For all practical purposes though, Paris is ~twice the size of Madrid.


----------



## Delirium (Oct 8, 2005)

They say Paris and Buenos aires Look alike but to be honest Madrid and BA seem to have more in common (architectually speaking) :yes:


----------



## Minato ku (Aug 9, 2005)

gonzo said:


> What do you consider "old town"...the "Centro" district?
> 
> I reckon the entire _city_ of Paris (which is small) is quite _old_.
> 
> For all practical purposes though, Paris is ~twice the size of Madrid.


Don't forget that 80% of the inhabitants of Paris live in suburbs and many district in the inner city are very modern : Bercy, Paris Rive Gauche, La Villette, Boulvard Victor, Choisy.... In all those dictricts the oldest building has less than 30 years old. (Over 3,000 buildings was built in the inner city between 1990 and 1999)
Actually I can say that only 20-30% of the buildings of Greater Paris was built before the WW1.


----------



## CORLEONE (Jun 15, 2007)

When I say old town, I mean CASCO HISTORICO, is the biggest in Europe.

About Paris, I just said that Madrid Capital has more population than Paris. NOT COUNTING THE SUBURBS. Paris has a lot of population living in its surrounders.


----------



## Minato ku (Aug 9, 2005)

Yes but the inner suburbs are as dense than the city these have business, shopping districts... it should be include with the inner city, so when we talk about the real size of the city of Paris : it is Paris + inner suburbs (6.7 million inhabitants)

The proof is called "Coeur d'agglomeration" Core of urban area

So... Madrid is a beautiful city, diverse, I really like it.


----------



## madridhere (Oct 10, 2005)

These pix have been moved to this address:

http://www.skyscrapercity.com/showthread.php?p=14035622#post14035622

Thanx for your comments.


----------



## gonzo (Jul 30, 2006)

^^Is Europe only allowed *one* 'Pride' venue per year (in this case, Madrid)?


----------



## xote (Jun 7, 2007)

I love the variety of photos, from the more typical to the less seen spots to the oddities that make me feel at home in big cities.

Thanks!


----------



## Filip (Oct 10, 2003)

Wow.. Gorgeous gorgeous city! I'll be spending my third year of university there.. I can say I'm very excited!


----------



## madridhere (Oct 10, 2005)

Thanks for your comments. I have moved the pix to this new adderess. I think it´s better (too many pix in this thread). 

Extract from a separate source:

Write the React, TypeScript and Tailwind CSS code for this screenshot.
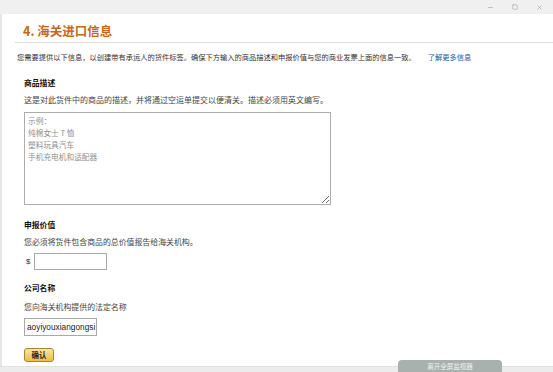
import React from "react";
import { Minus, Square, X } from "lucide-react";

const cjk = "font-['Microsoft_YaHei','Noto_Sans_CJK_SC',sans-serif]";

export default function App() {
  return (
    <div className={`relative w-[553px] h-[372px] overflow-hidden bg-white flex flex-col ${cjk}`}>
      {/* title bar */}
      <div className="h-[14px] bg-[#f0f0f0] flex items-center justify-end pr-[10px] gap-[18px] text-[#666]">
        <Minus size={7} strokeWidth={1.2} />
        <Square size={6} strokeWidth={1.2} />
        <X size={7} strokeWidth={1.2} />
      </div>

      <div className="flex-1 flex flex-col border-l-2 border-[#e6e6e6]">
        <div className="ml-[13px] border-b border-[#dedede] pb-[4px] pt-[10px] pl-[8px]">
          <h1 className="text-[12.5px] leading-[14px] font-bold text-[#c8661a]">4. 海关进口信息</h1>
        </div>

        <p className="mt-[8px] ml-[15px] text-[7.25px] leading-[12px] text-[#333]">
          您需要提供以下信息，以创建带有承运人的货件标签。确保下方输入的商品描述和申报价值与您的商业发票上面的信息一致。
          <span className="ml-[12px] text-[#1a5a9e]">了解更多信息</span>
        </p>

        <div className="ml-[22px] flex flex-col items-start">
          <h2 className="mt-[14px] text-[7.8px] leading-[12px] font-bold text-[#111]">商品描述</h2>
          <p className="mt-[5px] text-[8px] leading-[12px] text-[#444]">
            这是对此货件中的商品的描述，并将通过空运单提交以便清关。描述必须用英文编写。
          </p>
          <textarea
            readOnly
            className="mt-[6px] w-[307px] h-[93px] border border-[#adadad] px-[3px] py-[2px] text-[7.7px] leading-[12px] text-[#333] placeholder:text-[#8f8f8f] outline-none"
            placeholder={"示例：\n纯棉女士 T 恤\n塑料玩具汽车\n手机充电机和适配器"}
          />

          <h2 className="mt-[14px] text-[7.8px] leading-[12px] font-bold text-[#111]">申报价值</h2>
          <p className="mt-[5px] text-[7.9px] leading-[12px] text-[#444]">
            您必须将货件包含商品的总价值报告给海关机构。
          </p>
          <div className="mt-[5px] flex items-center gap-[4px]">
            <span className="text-[8px] text-[#333] ml-[2px] font-['Liberation_Sans',sans-serif]">$</span>
            <div className="w-[73px] h-[17px] border border-[#a9a9a9] bg-white" />
          </div>

          <h2 className="mt-[12px] text-[7.8px] leading-[12px] font-bold text-[#111]">公司名称</h2>
          <p className="mt-[7px] text-[7.9px] leading-[12px] text-[#444]">
            您向海关机构提供的法定名称
          </p>
          <div className="mt-[5px] w-[73px] h-[18px] border border-[#a9a9a9] bg-white flex items-center pl-[2px]">
            <span className="whitespace-nowrap text-[8.3px] text-[#222] font-['Liberation_Sans',sans-serif]">
              aoyiyouxiangongsi
            </span>
          </div>

          <button className="mt-[12px] w-[30px] h-[14px] rounded-[3px] border border-[#a88734] bg-gradient-to-b from-[#f7e3a6] to-[#eebd3f] text-[7.5px] leading-[12px] font-bold text-[#222] flex items-center justify-center">
            确认
          </button>
        </div>
      </div>

      <div className="h-[6px] bg-[#ececec] border-t border-[#e0e0e0]" />

      {/* floating overlay pill */}
      <div className="absolute left-[398px] top-[360px] w-[104px] h-[14px] rounded-t-[4px] bg-[#a9b1ae] flex items-start justify-center pt-[1px]">
        <span className="text-[6.5px] leading-[10px] text-[#eef1ef]">离开全屏监视器</span>
      </div>
    </div>
  );
}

http://www.skyscrapercity.com/showthread.php?p=14035622#post14035622

Gonzo, the European cities celebrate the Gay Pride whenever thay want. But there is only one city per year that offically is the capital of this day in all Europe. This year was Madrid, it was the first time that a capital of the South of europe celebrated it. Madrid is a very gay friendly city since many years ago.

Next year will be Stockholm, I think.


----------



## serfin (May 21, 2007)

I'm so surprised, they are my pics!!! i was preparing a new thread....hno: i'll have to do another...


----------



## gonzo (Jul 30, 2006)

^^All of them?


----------



## Coxmain (Jan 26, 2007)

This Shot isn`t of Mad city, this Shot is of a city arround Madrid is called pozuelo de Alarcon, is the town where I live with muy Family, so this picture is of The Station Neigborhood. This place is a Car station near of the Train Station of Pozuelo.


----------